I should note that the multiple sightings of bin Laden evident from the US military intelligence files known as the 'Afghan War Logs' released by Wikileaks, plus multiple news accounts citing militant and intel sources (all contradicting the White House version of events I should add), strengthen my case and show that claims that bin Laden definitely died in 2001 contradict much other evidence in the public record.

The idea that we can trust the public claims of Bhutto or Musharraf, or the Saudis or US officials, who all  orchestrated the pretence of not knowing where bin Laden was and whether he was alive, is absurd. These are the very institutions complicit in protecting bin Laden. Suddenly we think their contradictory stories about his premature death must all be correct? 

Equally, that does not mean that we should blithely assume that the Obama administration's narrative of the bin Laden raid in May 2011 is correct - which, judging by the dozens of times the White House story changed, is deeply problematic.

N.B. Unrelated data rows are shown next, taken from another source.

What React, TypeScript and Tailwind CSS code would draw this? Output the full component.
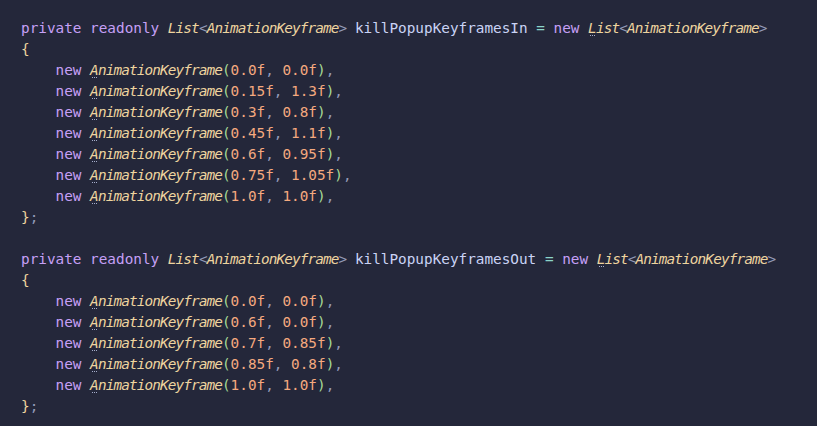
import React from "react";

type Pair = [string, string];

const blockIn: Pair[] = [
  ["0.0f", "0.0f"],
  ["0.15f", "1.3f"],
  ["0.3f", "0.8f"],
  ["0.45f", "1.1f"],
  ["0.6f", "0.95f"],
  ["0.75f", "1.05f"],
  ["1.0f", "1.0f"],
];

const blockOut: Pair[] = [
  ["0.0f", "0.0f"],
  ["0.6f", "0.0f"],
  ["0.7f", "0.85f"],
  ["0.85f", "0.8f"],
  ["1.0f", "1.0f"],
];

function Kw({ children }: { children: React.ReactNode }) {
  return <span className="text-[#c6a0f6]">{children}</span>;
}

function P({ children }: { children: React.ReactNode }) {
  return <span className="text-[#939ab7]">{children}</span>;
}

// the three tiny hint dots under the first letter
function Dots() {
  return (
    <span className="absolute left-[2px] top-full mt-[-1px] flex gap-px">
      <span className="w-px h-px bg-[#a5adcb]" />
      <span className="w-px h-px bg-[#a5adcb]" />
      <span className="w-px h-px bg-[#a5adcb]" />
    </span>
  );
}

function Ty({ name, dots }: { name: string; dots?: boolean }) {
  return (
    <span className="italic text-[#eed49f] tracking-[-0.88px]">
      {dots ? (
        <span className="relative">
          {name[0]}
          <Dots />
        </span>
      ) : (
        name[0]
      )}
      {name.slice(1)}
    </span>
  );
}

function Generic({ dots }: { dots?: boolean }) {
  return (
    <span className="italic tracking-[-0.88px]">
      <Ty name="List" dots={dots} />
      <P>&lt;</P>
      <Ty name="AnimationKeyframe" />
      <P>&gt;</P>
    </span>
  );
}

function Field({ name }: { name: string }) {
  return (
    <div>
      <Kw>private</Kw> <Kw>readonly</Kw> <Generic />{" "}
      <span className="text-[#cad3f5]">{name}</span>{" "}
      <span className="text-[#8bd5ca]">=</span> <Kw>new</Kw> <Generic dots />
    </div>
  );
}

function Row({ a, b }: { a: string; b: string }) {
  return (
    <div>
      {"    "}
      <Kw>new</Kw> <Ty name="AnimationKeyframe" dots />
      <span className="text-[#a6da95]">(</span>
      <span className="text-[#f5a97f]">{a}</span>
      <P>, </P>
      <span className="text-[#f5a97f]">{b}</span>
      <span className="text-[#a6da95]">)</span>
      <P>,</P>
    </div>
  );
}

function Block({ name, rows }: { name: string; rows: Pair[] }) {
  return (
    <>
      <Field name={name} />
      <div className="text-[#eed49f]">{"{"}</div>
      {rows.map(([a, b], i) => (
        <Row key={i} a={a} b={b} />
      ))}
      <div>
        <span className="text-[#eed49f]">{"}"}</span>
        <P>;</P>
      </div>
    </>
  );
}

export default function App() {
  return (
    <div className="min-h-screen w-full bg-[#24273a] pt-[18px] pl-[21px] font-['DejaVu_Sans_Mono',monospace] text-[14.35px] leading-[21px] whitespace-pre text-[#cad3f5]">
      <Block name="killPopupKeyframesIn" rows={blockIn} />
      <div>&nbsp;</div>
      <Block name="killPopupKeyframesOut" rows={blockOut} />
    </div>
  );
}
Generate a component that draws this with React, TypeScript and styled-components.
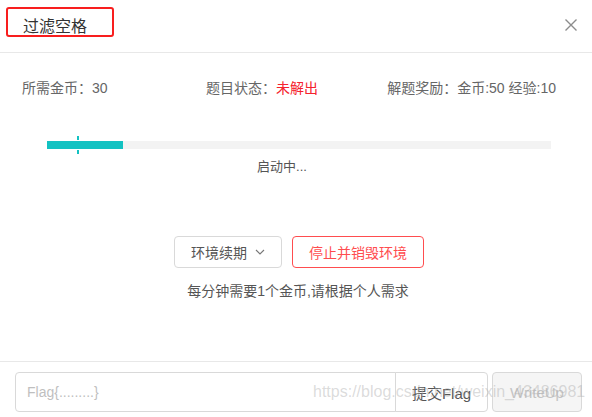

But the purpose of my report was precisely to take a step back and look holistically at the totality of available evidence now in the public record, to determine as best as possible what actually happened. 

And the totality of the evidence builds up a compelling and consistent picture that bin Laden was, indeed, being protected by US allies long after 9/11, that the US intelligence community knew this but did nothing about it, that they not only 'did nothing' but actually mobilised al-Qaeda for geopolitical purposes using the Saudi-Pakistan nexus, and that throughout this period under US-Saudi-Pakistani protection, bin Laden continued to orchestrate al-Qaeda terror operations with significant freedom of movement in Pakistan, under the noses of multiple intelligence agencies.

My assessment, therefore, is that it's much more likely that the reports of bin Laden's premature deaths by murder, kidney failure, lung problems, etc. etc. were little more than disinformation, which to this day deflect from and confuse public understanding of how the US continued to work with Saudi and Pakistani intelligence to protect bin Laden and mobilise al-Qaeda for dubious geopolitical purposes.

I might be wrong, of course. But my story is, I think, the most comprehensive, careful and properly documented account to date. And close analysis of claims that bin Laden died in 2001 onwards tends to vindicate my reporting, rather than not.